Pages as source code
★ ★ ★

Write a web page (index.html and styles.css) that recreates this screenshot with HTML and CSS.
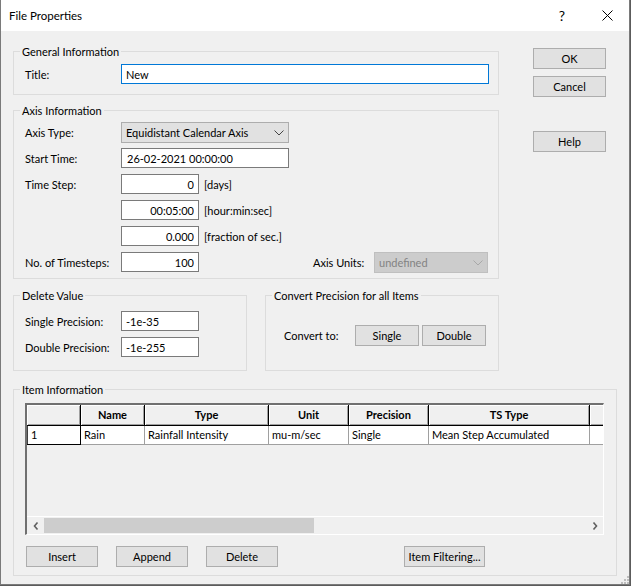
FILE: index.html
```html
<!DOCTYPE html>
<html lang="en">
  <head>
    <meta charset="UTF-8" />
    <title>File Properties</title>
    <link rel="stylesheet" href="styles.css">
  </head>
  <body>
    <div class="window">
      <div class="titlebar">
        <span class="caption">File Properties</span>
        <span class="qmark">?</span>
        <svg class="close" width="11" height="11" viewBox="0 0 11 11">
          <path d="M0.5 0.5 L10.5 10.5 M10.5 0.5 L0.5 10.5" stroke="#000" stroke-width="1" fill="none" />
        </svg>
      </div>

      <div class="client">
        <div class="top">
          <div class="left">
            <fieldset class="group general">
              <legend>General Information</legend>
              <div class="inner">
                <div class="row">
                  <span class="lbl">Title:</span>
                  <input class="field focus wide" type="text" value="New" />
                </div>
              </div>
            </fieldset>

            <fieldset class="group axis">
              <legend>Axis Information</legend>
              <div class="inner">
                <div class="row">
                  <span class="lbl">Axis Type:</span>
                  <div class="select">
                    <span>Equidistant Calendar Axis</span>
                    <svg width="10" height="6" viewBox="0 0 10 6"><polyline points="0.5,0.5 5,5 9.5,0.5" fill="none" stroke="#444" /></svg>
                  </div>
                </div>
                <div class="row">
                  <span class="lbl">Start Time:</span>
                  <input class="field mid" type="text" value="26-02-2021 00:00:00" />
                </div>
                <div class="row">
                  <span class="lbl">Time Step:</span>
                  <input class="field short num" type="text" value="0" />
                  <span class="unit">[days]</span>
                </div>
                <div class="row">
                  <span class="lbl"></span>
                  <input class="field short num" type="text" value="00:05:00" />
                  <span class="unit">[hour:min:sec]</span>
                </div>
                <div class="row">
                  <span class="lbl"></span>
                  <input class="field short num" type="text" value="0.000" />
                  <span class="unit">[fraction of sec.]</span>
                </div>
                <div class="row">
                  <span class="lbl">No. of Timesteps:</span>
                  <input class="field short num" type="text" value="100" />
                  <span class="units-lbl">Axis Units:</span>
                  <div class="select disabled">
                    <span>undefined</span>
                    <svg width="10" height="6" viewBox="0 0 10 6"><polyline points="0.5,0.5 5,5 9.5,0.5" fill="none" stroke="#a8a8a8" /></svg>
                  </div>
                </div>
              </div>
            </fieldset>

            <div class="pair">
              <fieldset class="group delete">
                <legend>Delete Value</legend>
                <div class="inner">
                  <div class="row">
                    <span class="lbl">Single Precision:</span>
                    <input class="field short" type="text" value="-1e-35" />
                  </div>
                  <div class="row">
                    <span class="lbl">Double Precision:</span>
                    <input class="field short" type="text" value="-1e-255" />
                  </div>
                </div>
              </fieldset>
              <fieldset class="group convert">
                <legend>Convert Precision for all Items</legend>
                <div class="inner convert-row">
                  <span class="convert-lbl">Convert to:</span>
                  <button class="btn small">Single</button>
                  <button class="btn small">Double</button>
                </div>
              </fieldset>
            </div>
          </div>

          <div class="side">
            <button class="btn side-btn">OK</button>
            <button class="btn side-btn">Cancel</button>
            <button class="btn side-btn help">Help</button>
          </div>
        </div>

        <fieldset class="group items">
          <legend>Item Information</legend>
          <div class="inner">
            <div class="grid">
              <div class="cells">
                <div class="hcell"></div>
                <div class="hcell">Name</div>
                <div class="hcell">Type</div>
                <div class="hcell">Unit</div>
                <div class="hcell">Precision</div>
                <div class="hcell">TS Type</div>
                <div class="hcell"></div>

                <div class="rowhead">1</div>
                <div class="cell">Rain</div>
                <div class="cell">Rainfall Intensity</div>
                <div class="cell">mu-m/sec</div>
                <div class="cell">Single</div>
                <div class="cell">Mean Step Accumulated</div>
                <div class="cell"></div>
              </div>
              <div class="hscroll">
                <div class="arrow">
                  <svg width="6" height="8" viewBox="0 0 6 8"><polyline points="4.5,0.5 1.5,4 4.5,7.5" fill="none" stroke="#606060" stroke-width="1.6" /></svg>
                </div>
                <div class="thumb"></div>
                <div class="track"></div>
                <div class="arrow">
                  <svg width="6" height="8" viewBox="0 0 6 8"><polyline points="1.5,0.5 4.5,4 1.5,7.5" fill="none" stroke="#606060" stroke-width="1.6" /></svg>
                </div>
              </div>
            </div>
            <div class="actions">
              <button class="btn act">Insert</button>
              <button class="btn act">Append</button>
              <button class="btn act">Delete</button>
              <button class="btn act filter">Item Filtering...</button>
            </div>
          </div>
        </fieldset>

        <svg class="grip" width="9" height="9" viewBox="0 0 9 9">
          <rect x="7" y="1" width="2" height="2" fill="#bdbdbd" />
          <rect x="4" y="4" width="2" height="2" fill="#bdbdbd" />
          <rect x="7" y="4" width="2" height="2" fill="#bdbdbd" />
          <rect x="1" y="7" width="2" height="2" fill="#bdbdbd" />
          <rect x="4" y="7" width="2" height="2" fill="#bdbdbd" />
          <rect x="7" y="7" width="2" height="2" fill="#bdbdbd" />
        </svg>
      </div>
    </div>
  </body>
</html>
```

FILE: styles.css
```css
body {
  margin: 0;
  background: #5c5c5c;
  font-family: Lato, "Liberation Sans", sans-serif;
  font-size: 11px;
  color: #000;
}
.window {
  width: 628px;
  height: 584px;
  border: 1px solid #7a7a7a;
  border-top: none;
  background: #f0f0f0;
  display: flex;
  flex-direction: column;
}
.titlebar {
  height: 31px;
  background: #fff;
  display: flex;
  align-items: center;
  padding-left: 8px;
  font-size: 11.5px;
}
.qmark {
  margin-left: auto;
  font-size: 14px;
}
.close {
  margin-left: 37px;
  margin-right: 16px;
}
.client {
  flex: 1;
  padding: 0 12px;
  position: relative;
}
.top {
  display: flex;
}
.left {
  width: 486px;
}
.side {
  width: 73px;
  margin-left: 34px;
  padding-top: 17px;
  display: flex;
  flex-direction: column;
}

/* buttons */
.btn {
  box-sizing: border-box;
  height: 21px;
  margin: 0;
  padding: 0;
  background: #e1e1e1;
  border: 1px solid #adadad;
  font: inherit;
  color: #000;
}
.side .side-btn {
  margin-bottom: 7px;
}
.side .help {
  margin-top: 27px;
}
.convert .small {
  width: 64px;
  margin-right: 3px;
}
.actions .act {
  width: 72px;
  margin-right: 18px;
}
.actions .filter {
  width: 81px;
  margin-left: 108px;
}

/* group boxes */
.group {
  margin: 0;
  padding: 0;
  min-width: 0;
  border: 1px solid #dcdcdc;
}
.group legend {
  margin-left: 6px;
  padding: 0 2px;
  line-height: 15px;
}
.general {
  margin-top: 13px;
}
.general .inner {
  padding: 5px 9px 10px 11px;
}
.axis {
  margin-top: 8px;
}
.axis .inner {
  padding: 4px 10px 6px 11px;
}
.row {
  display: flex;
  align-items: center;
  height: 20px;
  margin-bottom: 6px;
}
.row:last-child {
  margin-bottom: 0;
}
.lbl {
  width: 96px;
  flex-shrink: 0;
}
.field {
  box-sizing: border-box;
  height: 20px;
  margin: 0;
  padding: 0 4px;
  border: 1px solid #7a7a7a;
  background: #fff;
  font: inherit;
  color: #000;
  outline: none;
}
.field.focus {
  border-color: #0078d7;
}
.wide {
  flex: 1;
}
.mid {
  width: 168px;
  padding-left: 5px;
}
.short {
  width: 78px;
}
.num {
  text-align: right;
}
.unit {
  margin-left: 5px;
}
.select {
  box-sizing: border-box;
  width: 168px;
  height: 21px;
  align-self: flex-start;
  display: flex;
  align-items: center;
  justify-content: space-between;
  padding: 0 4px;
  background: #e1e1e1;
  border: 1px solid #adadad;
}
.select.disabled {
  width: 114px;
  margin-left: auto;
  background: #cccccc;
  border-color: #bfbfbf;
  color: #838383;
}
.units-lbl {
  margin-left: 114px;
}

/* delete / convert */
.pair {
  display: flex;
  gap: 18px;
  margin-top: 9px;
}
.delete,
.convert {
  width: 234px;
  box-sizing: border-box;
}
.delete .inner {
  padding: 8px 0 13px 11px;
}
.convert-row {
  display: flex;
  align-items: center;
  padding: 22px 0 0 18px;
}
.convert-lbl {
  width: 71px;
}

/* item information */
.items {
  margin-top: 11px;
}
.items .inner {
  padding: 6px 12px 8px 11px;
}
.grid {
  height: 132px;
  box-sizing: border-box;
  border-top: 2px solid #707070;
  border-left: 2px solid #707070;
  border-right: 1px solid #fff;
  border-bottom: 1px solid #fff;
  display: flex;
  flex-direction: column;
}
.cells {
  flex: 1;
  overflow: hidden;
  display: grid;
  grid-template-columns: 54px 64px 124px 80px 80px 161px 40px;
  grid-template-rows: 21px 19px;
}
.hcell {
  box-sizing: border-box;
  background: #f0f0f0;
  border-right: 1px solid #000;
  border-bottom: 1px solid #000;
  box-shadow: inset 1px 1px 0 #fff, inset -1px -1px 0 #a0a0a0;
  font-weight: bold;
  text-align: center;
  line-height: 20px;
}
.rowhead,
.cell {
  box-sizing: border-box;
  background: #fff;
  line-height: 18px;
  padding-left: 3px;
  white-space: nowrap;
}
.rowhead {
  border-right: 1px solid #000;
  border-bottom: 1px solid #000;
  box-shadow: inset 1px 0 0 #404040;
  padding-left: 4px;
}
.cell {
  border-right: 1px solid #a0a0a0;
  border-bottom: 1px solid #a0a0a0;
}
.hscroll {
  height: 17px;
  border-top: 1px solid #fff;
  display: flex;
}
.arrow {
  width: 17px;
  display: flex;
  align-items: center;
  justify-content: center;
}
.thumb {
  width: 270px;
  margin: 1px 0;
  background: #cdcdcd;
}
.track {
  flex: 1;
}
.actions {
  display: flex;
  margin-top: 11px;
  padding-left: 1px;
}
.grip {
  position: absolute;
  right: 0;
  bottom: 0;
}
```
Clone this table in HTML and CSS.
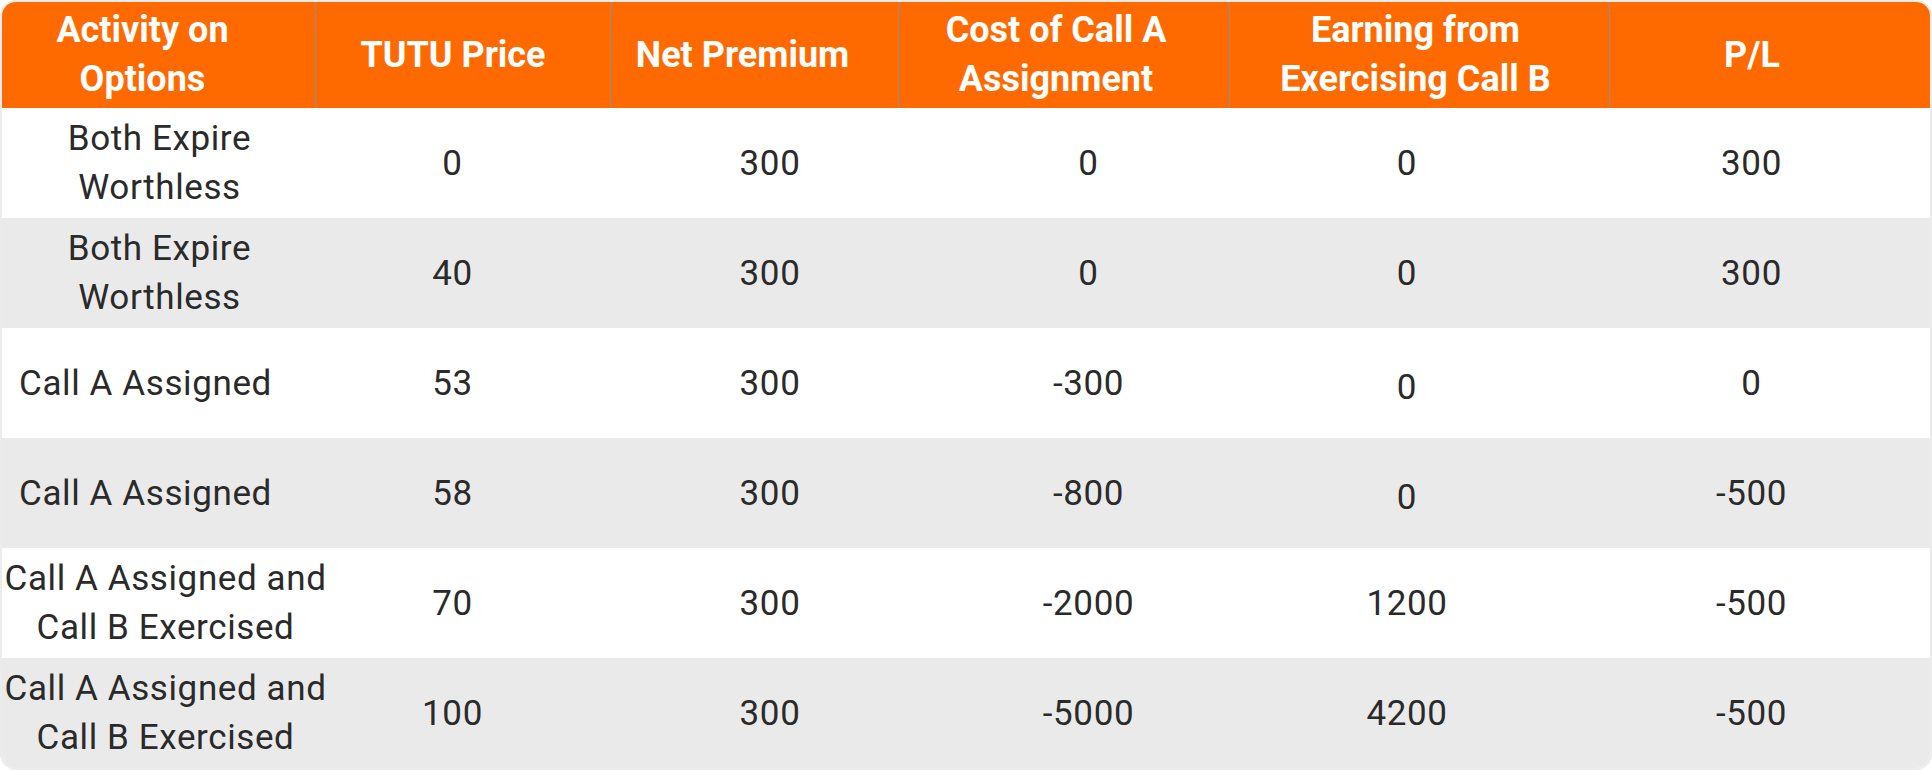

★ ★ ★

Gather from the records above every line containing the string "this".

__COMPLETE ANSWER__.
Write a web page (index.html and styles.css) that recreates this screenshot with HTML and CSS.
Clone this table in HTML and CSS.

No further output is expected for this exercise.